Tra le varie tipologie di migranti di cui tanto si discute – e, il più delle volte, non nei modi dovuti – ce n’è una su cui l’attenzione non viene posta con l’attenzione e l’emergenza (vera) che sarebbero indispensabili. È quella del «migrante ambientale» – o, più opportunamente, del «rifugiato ambientale» – spia di quanto il climate change costituisca un (drammatico) dato di fatto. E dovrebbe bastare, in materia – se non ci si fida degli allarmi lanciati a più non posso dai movimenti ecologisti – lo studio della Banca mondiale che indica come il cambiamento climatico in corso di svolgimento nelle tre aree più densamente popolate del pianeta farà partire, per effetto degli eventi meteorologici estremi (dalle alluvioni alla desertificazione), 143 milioni di migranti ambientali entro il 2050. Migrazioni forzate, con il cambiamento climatico che, come denuncia l’Osce, si presenta alla stregua di una delle principali minacce alla sicurezza per gli anni a venire. E dal secondo dopoguerra ai giorni nostri sono ben 111 i conflitti il cui innesco è imputabile totalmente o parzialmente a cause ambientali.
Per fare il punto su questo argomento, tanto cruciale quanto poco discusso dall’opinione pubblica, c’è ora il libro di Francesca Santolini Profughi del clima(Rubbettino, pp. 102, euro 12; postfazione di Giampiero Massolo).

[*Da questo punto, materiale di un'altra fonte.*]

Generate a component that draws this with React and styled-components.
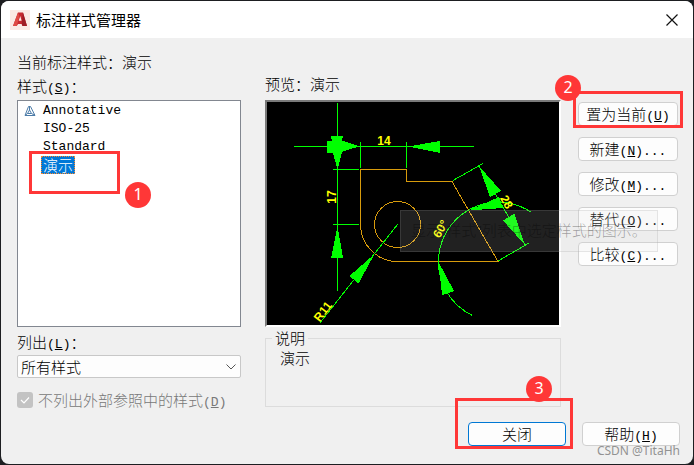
import React from "react";
import styled, { createGlobalStyle, css } from "styled-components";

const GlobalStyle = createGlobalStyle`
  *, *::before, *::after { box-sizing: border-box; }
  body {
    margin: 0;
    background: #1d1e21;
    color: #000;
    font: 300 15px/20px "Noto Sans CJK SC", sans-serif;
  }
`;

const Dialog = styled.div`
  display: flex;
  flex-direction: column;
  min-height: calc(100vh - 2px);
  margin: 1px;
  border-radius: 8px;
  background: #f0f0f0;
  overflow: hidden;
`;

const TitleBar = styled.header`
  display: flex;
  align-items: center;
  gap: 6px;
  height: 37px;
  padding: 0 14px 0 9px;
  background: #fff;
`;

const Title = styled.h1`
  flex: 1;
  margin: 0;
  font-size: 15px;
  font-weight: 400;
`;

const CloseIconButton = styled.button`
  display: flex;
  padding: 0;
  border: 0;
  background: none;
`;

const Content = styled.main`
  flex: 1;
  display: grid;
  grid-template-columns: 224px minmax(0, 1fr) 100px;
  grid-template-rows: auto minmax(227px, 1fr) auto;
  column-gap: 17px;
  padding: 14px 15px 0 16px;
`;

const Labels = styled.div`
  display: flex;
  flex-direction: column;
  justify-content: flex-end;
  gap: 4px;
  padding-bottom: ${(p) => p.$bottom}px;
  padding-left: ${(p) => p.$inset || 0}px;
`;

const Mono = styled.span`
  font-family: "Liberation Mono", monospace;
  font-size: 13px;
  font-weight: 400;
  line-height: 10px;
`;

const StyleList = styled.ul`
  margin: 0;
  padding: 1px 6px;
  border: 1px solid #828790;
  background: #fff;
  list-style: none;
`;

const StyleItem = styled.li`
  display: grid;
  grid-template-columns: 12px auto;
  justify-content: start;
  align-items: center;
  column-gap: 5px;
  height: 18px;
`;

const StyleName = styled.span`
  grid-column: 2;
  position: relative;
  padding: 0 2px;
  line-height: 18px;
  ${(p) =>
    p.$latin &&
    css`
      font: 400 13px/18px "Liberation Mono", monospace;
    `}
  ${(p) =>
    p.$selected &&
    css`
      outline: 1px dotted #ff8728;
      outline-offset: -1px;
      background: #0078d7;
      color: #fff;
    `}
`;

const Filters = styled.div`
  display: flex;
  flex-direction: column;
  padding-top: 5px;
`;

const Select = styled.select`
  appearance: none;
  grid-area: 1 / 1;
  width: 100%;
  height: 23px;
  padding: 0 24px 0 3px;
  border: 1px solid #c8c8c8;
  border-radius: 2px;
  background: #fdfdfd;
  color: #000;
  font: inherit;
  line-height: 20px;
`;

const SelectWrap = styled.div`
  display: grid;
  margin: 3px 0 12px;
  svg {
    grid-area: 1 / 1;
    place-self: center end;
    margin-right: 5px;
    pointer-events: none;
  }
`;

const CheckLabel = styled.label`
  display: flex;
  align-items: center;
  gap: 5px;
  color: #787878;
`;

const CheckBox = styled.input`
  appearance: none;
  width: 16px;
  height: 16px;
  margin: 0;
  border-radius: 3px;
  background: #c3c3c3
    url("data:image/svg+xml,%3Csvg xmlns='http://www.w3.org/2000/svg' viewBox='0 0 16 16'%3E%3Cpath d='M4 8l3 3 5-5.500' fill='none' stroke='%23fff' stroke-width='1.200'/%3E%3C/svg%3E");
`;

const Preview = styled.div`
  position: relative;
  margin-left: 7px;
  border: 2px solid;
  border-color: #7a7a7a #fff #fff #7a7a7a;
  background: #000;
`;

const Drawing = styled.svg`
  display: block;
  width: 100%;
  height: 100%;
`;

const GhostTip = styled.div`
  position: absolute;
  z-index: 1;
  left: 133px;
  top: 108px;
  height: 42px;
  padding: 0 10px;
  border: 1px solid rgba(150, 150, 150, 0.2);
  background: rgba(220, 220, 220, 0.15);
  color: rgba(0, 0, 0, 0.35);
  font: 300 15px/40px "Liberation Sans", "Noto Sans CJK SC", sans-serif;
  white-space: nowrap;
  pointer-events: none;
`;

const Description = styled.fieldset`
  min-width: 0;
  margin: 1px 0 3px 7px;
  padding: 0 14px 7px;
  border: 1px solid #dcdcdc;
`;

const Legend = styled.legend`
  margin-left: -8px;
  padding: 0 3px;
`;

const Actions = styled.div`
  display: flex;
  flex-direction: column;
  gap: 11px;
  padding-top: 2px;
`;

const Button = styled.button`
  width: 100%;
  height: 24px;
  padding: 0;
  border: 1px solid ${(p) => (p.$primary ? "#0078d4" : "#d0d0d0")};
  border-radius: 4px;
  background: #fdfdfd;
  color: #000;
  font: inherit;
  line-height: 20px;
`;

const Anchor = styled.div`
  position: relative;
  width: ${(p) => p.$width || "100%"};
  height: 24px;
`;

const Footer = styled.footer`
  display: flex;
  justify-content: flex-end;
  gap: 16px;
  padding: 12px 13px 18px;
`;

const Frame = styled.span`
  position: absolute;
  z-index: 2;
  inset: ${(p) => p.$inset};
  border: 3px solid #ff3737;
  pointer-events: none;
`;

const Badge = styled.span`
  position: absolute;
  z-index: 3;
  left: ${(p) => p.$left}px;
  top: ${(p) => p.$top}px;
  width: 26px;
  height: 26px;
  border-radius: 50%;
  background: #ff3737;
  color: #fff;
  font: 400 16px/25px "Noto Sans", sans-serif;
  text-align: center;
`;

const Watermark = styled.span`
  position: absolute;
  top: 20px;
  right: 0;
  color: #929292;
  font: 400 12px/18px "Noto Sans", sans-serif;
  white-space: nowrap;
`;

function Key({ letter, after = "" }) {
  return (
    <Mono>
      (<u>{letter}</u>){after}
    </Mono>
  );
}

function AppLogo() {
  return (
    <svg width="20" height="20" viewBox="0 0 20 20" aria-hidden="true">
      <rect width="20" height="20" fill="#fbe9e4" />
      <path d="M3 16 8 2.500h5L17 16h-4.500l-.8-2H8L6.800 16z" fill="#c5282f" />
      <path d="M8.700 10.800 10.300 6l1.300 4.800z" fill="#fbe9e4" />
      <path d="M3 16 8 2.500 9.500 6 6.800 16z" fill="#df4a45" />
      <path d="m13 2.500 4 13.500h-4.500l-.8-2z" fill="#9e1c25" />
    </svg>
  );
}

function AnnotativeIcon() {
  return (
    <svg width="12" height="12" viewBox="0 0 12 12" fill="none" stroke="#4d7ca8" aria-hidden="true">
      <path d="M4.500 1.500h2L11 10.500H1zM5.500 5 3.500 8.500h4zM5.500 1.500V5M1 10.500l2.500-2M11 10.500l-3.500-2" />
    </svg>
  );
}

function DimensionDrawing() {
  return (
    <Drawing viewBox="267 102 292 223" role="img" aria-label="预览">
      <g fill="none" stroke="#d79b0c" shapeRendering="crispEdges">
        <path d="M360.500 224.500V169.500H406.500V181.500H452L498 261.500H397.500A37 37 0 0 1 360.500 224.500" />
        <circle cx="397.500" cy="224.500" r="23" />
      </g>
      <g fill="none" stroke="#00ff00" shapeRendering="crispEdges">
        <path d="M337.500 103V291M294 146.500H474M360.500 142V168M406.500 142V168M333 169.500H359M333 224.500H359" />
        <path d="M397.500 224.500 319.500 323.500M453 180.500 483 163.500M479 166 525 245M498 261 529 243" />
        <path d="M472.500 315.500A59.500 59.500 0 0 1 438.500 261.500A59.500 59.500 0 0 1 531.500 212.500" />
      </g>
      <g fill="#00ff00" shapeRendering="crispEdges">
        <path d="M331 136H343L342 141H344L360 146.500 350 149 342 152 338 168H337L333 153H327V141H332z" />
        <path d="M408 146.500 440 141V153zM337.500 226 343 258H331z" />
        <path d="M374.500 254 349.500 276 358.500 283.500zM479 166 490 197 501 191z" />
        <path d="M525 245 503 220.500 514.500 213.500zM468.500 210.500 499 197 503 208z" />
        <path d="M438.500 262 442 295 454 291z" />
      </g>
      <g fill="#ffff00" fontFamily="Liberation Sans, sans-serif" fontWeight="700" fontSize="12" textAnchor="middle">
        <text x="384" y="145">14</text>
        <text transform="translate(336 197) rotate(-90)">17</text>
        <text transform="translate(326 314) rotate(-52)">R11</text>
        <text transform="translate(444 231) rotate(-60)">60°</text>
        <text transform="translate(503 204) rotate(60)">28</text>
      </g>
    </Drawing>
  );
}

const styles = ["Annotative", "ISO-25", "Standard"];

export default function App() {
  return (
    <>
      <GlobalStyle />
      <Dialog role="dialog" aria-labelledby="title">
        <TitleBar>
          <AppLogo />
          <Title id="title">标注样式管理器</Title>
          <CloseIconButton aria-label="关闭窗口">
            <svg width="14" height="14" viewBox="0 0 14 14" stroke="#111" strokeWidth="1.200" aria-hidden="true">
              <path d="m1.500 1.500 11 11m0-11-11 11" />
            </svg>
          </CloseIconButton>
        </TitleBar>
        <Content>
          <Labels $bottom={4}>
            <span>当前标注样式：演示</span>
            <span id="styles">
              样式<Key letter="S" />：
            </span>
          </Labels>
          <Labels $bottom={6} $inset={7}>
            <span>预览：演示</span>
          </Labels>
          <span />
          <StyleList role="listbox" aria-labelledby="styles">
            {styles.map((name, i) => (
              <StyleItem key={name} role="option" aria-selected="false">
                {i === 0 && <AnnotativeIcon />}
                <StyleName $latin>{name}</StyleName>
              </StyleItem>
            ))}
            <StyleItem role="option" aria-selected="true">
              <StyleName $selected>
                演示
                <Frame $inset="-5px -45px -20px -12px" />
                <Badge $left={84} $top={26}>1</Badge>
              </StyleName>
            </StyleItem>
          </StyleList>
          <Preview>
            <DimensionDrawing />
            <GhostTip>显示"样式"列表中选定样式的图示。</GhostTip>
          </Preview>
          <Actions>
            <Anchor>
              <Button>
                置为当前<Key letter="U" />
              </Button>
              <Frame $inset="-11px -5px -2px -5px" />
              <Badge $left={-23} $top={-27}>2</Badge>
            </Anchor>
            <Button>新建<Key letter="N" after="..." /></Button>
            <Button>修改<Key letter="M" after="..." /></Button>
            <Button>替代<Key letter="O" after="..." /></Button>
            <Button>比较<Key letter="C" after="..." /></Button>
          </Actions>
          <Filters>
            <label htmlFor="filter">
              列出<Key letter="L" />：
            </label>
            <SelectWrap>
              <Select id="filter">
                <option>所有样式</option>
              </Select>
              <svg width="10" height="6" viewBox="0 0 10 6" fill="none" stroke="#555" aria-hidden="true">
                <path d="m.5.5 4.500 4.500L9.500.5" />
              </svg>
            </SelectWrap>
            <CheckLabel>
              <CheckBox type="checkbox" defaultChecked disabled />
              <span>不列出外部参照中的样式<Key letter="D" /></span>
            </CheckLabel>
          </Filters>
          <Description>
            <Legend>说明</Legend>
            演示
          </Description>
        </Content>
        <Footer>
          <Anchor $width="98px">
            <Button $primary>关闭</Button>
            <Frame $inset="-24px -7px -3px -13px" />
            <Badge $left={58} $top={-46}>3</Badge>
          </Anchor>
          <Anchor $width="98px">
            <Button>
              帮助<Key letter="H" />
            </Button>
            <Watermark>CSDN @TitaHh</Watermark>
          </Anchor>
        </Footer>
      </Dialog>
    </>
  );
}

L’autrice, giornalista specializzata in ambiente (e collaboratrice de La Stampa e del programma Unomattina di Rai 1), guida il lettore all’interno di una tematica decisiva per il futuro delle società occidentali, ma dai contorni ancora incerti, a cominciare dalla stessa definizione dei migranti ambientali, per la quale si utilizza come strumento di lavoro quella elaborata dall’Organizzazione Internazionale delle Migrazioni, che li classifica come «quelle persone o gruppi di persone che, a causa di improvvisi o graduali cambiamenti nell’ambiente che influenzano negativamente le loro condizioni di vita, sono obbligati o scelgono di lasciare le proprie case temporaneamente o permanentemente, muovendosi all’interno del proprio paese od oltrepassando i confini nazionali».
Dalle politiche predatorie responsabili del dissesto ambientale alle reazioni al problema (che partono dai «Psdis, i Pacific Small Island Developing States, le isole e piccole nazioni la cui esistenza stessa è minacciata dal global warming), questo utilissimo volume descrive lo stato delle cose su una problematica troppo sottovalutata insieme agli scenari possibili. E ci rammenta – come fanno ogni venerdì le giovani generazioni dei Fridays for Future capitanate da Greta – che quella sul clima rappresenta la battaglia fondamentale che non possiamo (o, a essere avveduti, non dovremmo) concederci il lusso di perdere. Una battaglia per la vita, per l’appunto.